Dennis Kucinich said his recent election as chairman of the Domestic
Policy Subcommittee of the House Oversight and Government Reform
Committee will be beneficial to his constituents in the 10th Congressional
District and shed light on issues affecting all Americans. The congressman
and presidential candidate believes his new authority on Capitol
Hill, together with his early opposition to an Iraq war gone bad,
will give him influence he has not previously wielded over America’s
future.
Speaking at a press conference Monday at his Lakewood
office, the six-term Democratic congressman declared his intention
to fight not only the Bush administration’s proposed troop surge
in Iraq but press for a U.S. military withdrawal from that country.
Kucinich was elected to chair the Domestic Policy
Subcommittee Jan. 17 by all of his 23 fellow Democrats on the committee.
The newly formed subcommittee has broad oversight authority over
nearly all federal departments and agencies except the Defense and
Homeland Security departments.
Kucinich said the subcommittee will be a powerful
vehicle to reshape domestic policy.
“The beauty of this subcommittee is that it gives
me the ability to ask questions,” Kucinich said.
“I am going to use this subcommittee to determine
whether or not deregulation has helped or hurt ordinary people,”
the congressman said. “Whether privatization has helped or hurt
ordinary people.”
Kucinich said he would also investigate whether federal
workplace safety laws and tax laws on corporations are being enforced.
“We’re going to investigate whether our government
remains by, for and of the people or whether it acts more often
by and for large corporations,” Kucinich said. “I see this domestic
policy subcommittee as being a tool for every working person in
Cleveland to get more from their government -- to get more justice,
more fairness, more truth and more liberty.”
The former Cleveland mayor said the problems his constituents
face are experienced by people all across the country.
“Having traveled the country, Cleveland is at the
center of America as far as I’m concerned,” Kucinich said. “All
of the things that we care about, the American people care about.”
Health care, utility matters and workers’ rights will
be among the first issues the subcommittee will tackle, Kucinich
said.
“I’m free to create my own agenda here,” Kucinich
said, adding that he’s holding meetings with committee staff this
week.
Kucinich said the biggest challenge as chairman will
be to decide which issues to examine. Areas that relate to people’s
pocketbooks will be at the forefront, he said.
In his first act as chairman last week, Kucinich said
he wrote to CEOs of several major telecom companies seeking information
about whether they provided the Bush administration with telephone
records of U.S. citizens.
The subcommittee will not only conduct investigations
but also make recommendations on domestic policy, which Kucinich
said has been “like the dark side of the moon” under the Bush administration.

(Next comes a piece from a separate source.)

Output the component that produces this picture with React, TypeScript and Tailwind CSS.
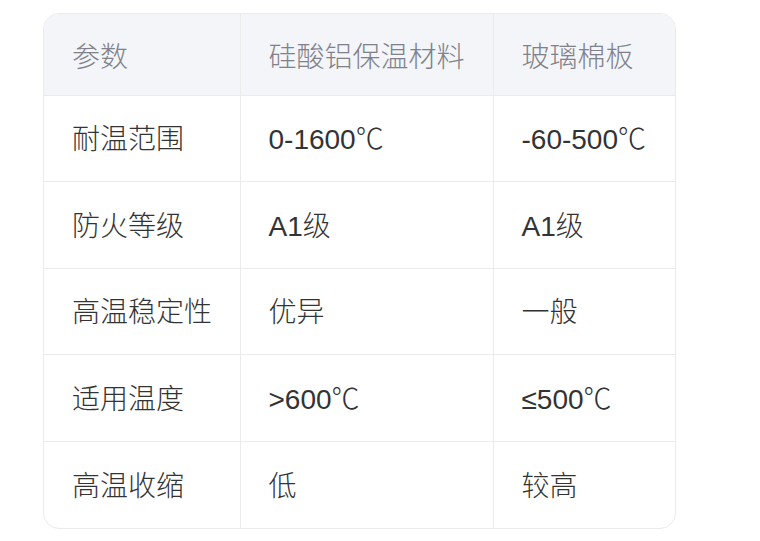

Kucinich said the war in Iraq is preventing the country
from meeting its domestic needs.
“Until the United States changes its direction in
Iraq, this country is going to continue to lose hundreds of billions
of dollars to the war, not to mention the loss of life of our soldiers
and innocent civilians,” Kucinich said.
“As long as we’re mired in Iraq, this country will
not be able to meet its domestic needs,” he added.

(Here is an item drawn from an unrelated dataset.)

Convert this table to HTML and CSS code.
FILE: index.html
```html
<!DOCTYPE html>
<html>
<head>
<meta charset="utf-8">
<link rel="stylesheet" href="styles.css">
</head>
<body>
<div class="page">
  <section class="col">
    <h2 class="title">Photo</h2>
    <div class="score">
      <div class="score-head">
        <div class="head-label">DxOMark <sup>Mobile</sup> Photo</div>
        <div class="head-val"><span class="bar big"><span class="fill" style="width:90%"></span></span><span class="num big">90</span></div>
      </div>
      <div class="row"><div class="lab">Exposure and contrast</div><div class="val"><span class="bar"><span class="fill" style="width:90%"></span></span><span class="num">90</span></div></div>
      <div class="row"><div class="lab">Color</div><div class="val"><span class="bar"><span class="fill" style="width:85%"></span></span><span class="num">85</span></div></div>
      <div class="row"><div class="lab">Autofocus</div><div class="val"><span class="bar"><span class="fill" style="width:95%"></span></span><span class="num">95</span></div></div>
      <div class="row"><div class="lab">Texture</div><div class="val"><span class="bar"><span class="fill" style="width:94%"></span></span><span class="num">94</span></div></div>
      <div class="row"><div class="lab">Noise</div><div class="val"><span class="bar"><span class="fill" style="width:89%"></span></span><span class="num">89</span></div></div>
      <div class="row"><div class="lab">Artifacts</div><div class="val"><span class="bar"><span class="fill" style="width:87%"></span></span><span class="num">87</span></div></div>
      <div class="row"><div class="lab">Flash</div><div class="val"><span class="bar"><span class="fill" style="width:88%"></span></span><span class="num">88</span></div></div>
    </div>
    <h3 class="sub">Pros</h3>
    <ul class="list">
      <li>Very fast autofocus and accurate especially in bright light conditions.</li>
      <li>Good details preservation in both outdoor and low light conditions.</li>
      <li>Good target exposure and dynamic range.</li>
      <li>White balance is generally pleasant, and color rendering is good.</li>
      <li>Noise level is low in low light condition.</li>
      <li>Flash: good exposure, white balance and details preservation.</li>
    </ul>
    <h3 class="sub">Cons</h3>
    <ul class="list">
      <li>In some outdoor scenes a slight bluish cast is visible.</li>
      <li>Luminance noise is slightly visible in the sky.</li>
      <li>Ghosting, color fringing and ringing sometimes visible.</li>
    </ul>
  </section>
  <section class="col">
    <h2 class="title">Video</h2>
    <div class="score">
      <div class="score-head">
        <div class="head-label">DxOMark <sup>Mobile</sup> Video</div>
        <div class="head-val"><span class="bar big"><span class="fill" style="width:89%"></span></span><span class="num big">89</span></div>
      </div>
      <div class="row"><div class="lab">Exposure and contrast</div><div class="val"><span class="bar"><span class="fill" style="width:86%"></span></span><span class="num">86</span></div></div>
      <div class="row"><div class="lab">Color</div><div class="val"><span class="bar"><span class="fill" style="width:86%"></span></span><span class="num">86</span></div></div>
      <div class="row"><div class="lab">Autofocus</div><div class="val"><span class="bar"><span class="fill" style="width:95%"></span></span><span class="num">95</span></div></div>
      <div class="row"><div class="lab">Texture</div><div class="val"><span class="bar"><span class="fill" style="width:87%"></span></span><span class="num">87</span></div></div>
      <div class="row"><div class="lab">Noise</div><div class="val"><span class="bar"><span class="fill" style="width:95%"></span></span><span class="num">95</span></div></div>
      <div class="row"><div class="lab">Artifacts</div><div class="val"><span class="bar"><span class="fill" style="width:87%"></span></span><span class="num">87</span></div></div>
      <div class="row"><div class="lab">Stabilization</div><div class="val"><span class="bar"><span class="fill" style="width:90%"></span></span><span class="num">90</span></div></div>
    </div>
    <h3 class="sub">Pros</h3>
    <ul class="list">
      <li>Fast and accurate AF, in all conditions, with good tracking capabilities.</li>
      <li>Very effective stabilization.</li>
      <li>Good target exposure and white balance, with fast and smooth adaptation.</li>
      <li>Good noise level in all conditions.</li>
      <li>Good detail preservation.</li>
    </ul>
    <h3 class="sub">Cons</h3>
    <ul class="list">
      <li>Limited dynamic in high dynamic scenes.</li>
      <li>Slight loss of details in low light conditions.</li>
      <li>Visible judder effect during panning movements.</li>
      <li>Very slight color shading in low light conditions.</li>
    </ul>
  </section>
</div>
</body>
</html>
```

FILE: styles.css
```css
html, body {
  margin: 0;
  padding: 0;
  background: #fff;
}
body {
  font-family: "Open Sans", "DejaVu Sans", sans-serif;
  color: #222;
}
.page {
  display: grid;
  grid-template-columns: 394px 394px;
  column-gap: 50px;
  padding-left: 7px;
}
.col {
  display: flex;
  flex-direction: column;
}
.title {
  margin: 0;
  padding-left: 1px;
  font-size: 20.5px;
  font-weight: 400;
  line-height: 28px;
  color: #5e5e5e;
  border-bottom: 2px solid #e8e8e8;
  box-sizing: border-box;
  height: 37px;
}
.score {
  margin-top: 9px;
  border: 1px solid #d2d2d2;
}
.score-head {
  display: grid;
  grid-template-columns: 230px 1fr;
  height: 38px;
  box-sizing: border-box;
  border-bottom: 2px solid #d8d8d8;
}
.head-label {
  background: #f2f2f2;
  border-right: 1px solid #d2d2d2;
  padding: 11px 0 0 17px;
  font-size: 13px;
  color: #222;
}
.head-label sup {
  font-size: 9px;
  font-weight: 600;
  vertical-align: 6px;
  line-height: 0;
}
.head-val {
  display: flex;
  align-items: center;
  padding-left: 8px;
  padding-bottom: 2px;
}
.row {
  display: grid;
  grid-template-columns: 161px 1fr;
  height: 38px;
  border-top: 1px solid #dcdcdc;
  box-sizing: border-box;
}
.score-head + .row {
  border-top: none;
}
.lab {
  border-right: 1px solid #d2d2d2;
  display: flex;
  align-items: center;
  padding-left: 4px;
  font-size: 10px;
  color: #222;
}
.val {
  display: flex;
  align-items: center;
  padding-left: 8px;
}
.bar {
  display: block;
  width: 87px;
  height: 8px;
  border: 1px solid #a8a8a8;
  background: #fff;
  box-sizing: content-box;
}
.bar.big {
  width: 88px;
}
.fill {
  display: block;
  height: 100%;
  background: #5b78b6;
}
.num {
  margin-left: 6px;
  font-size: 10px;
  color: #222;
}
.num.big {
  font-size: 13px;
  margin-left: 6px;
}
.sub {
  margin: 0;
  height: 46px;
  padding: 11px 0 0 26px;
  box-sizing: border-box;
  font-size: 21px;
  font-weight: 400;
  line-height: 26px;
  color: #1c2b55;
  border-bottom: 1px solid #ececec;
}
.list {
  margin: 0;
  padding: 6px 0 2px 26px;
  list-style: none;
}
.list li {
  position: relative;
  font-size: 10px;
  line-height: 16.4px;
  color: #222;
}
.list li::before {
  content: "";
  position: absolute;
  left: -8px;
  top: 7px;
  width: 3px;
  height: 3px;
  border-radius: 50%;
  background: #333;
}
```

Kucinich said he can give proper time and energy to
the subcommittee and also campaign for the presidency.
In fact, Kucinich said he is in the best position
in his 40-year political career thanks to his initial opposition
to the Iraq invasion. And the new subcommittee chairmanship gives
him a prominent leadership role on domestic policy, he said.
“So bringing those two areas together — both international
and domestic — I’m in an excellent position to have an influence
on policy within the Congress and also as a candidate nationally,”
he said.
To whatever extent he has political clout to set the
agenda during the presidential campaign, Kucinich intends to make
resistance to the Iraq war the central issue.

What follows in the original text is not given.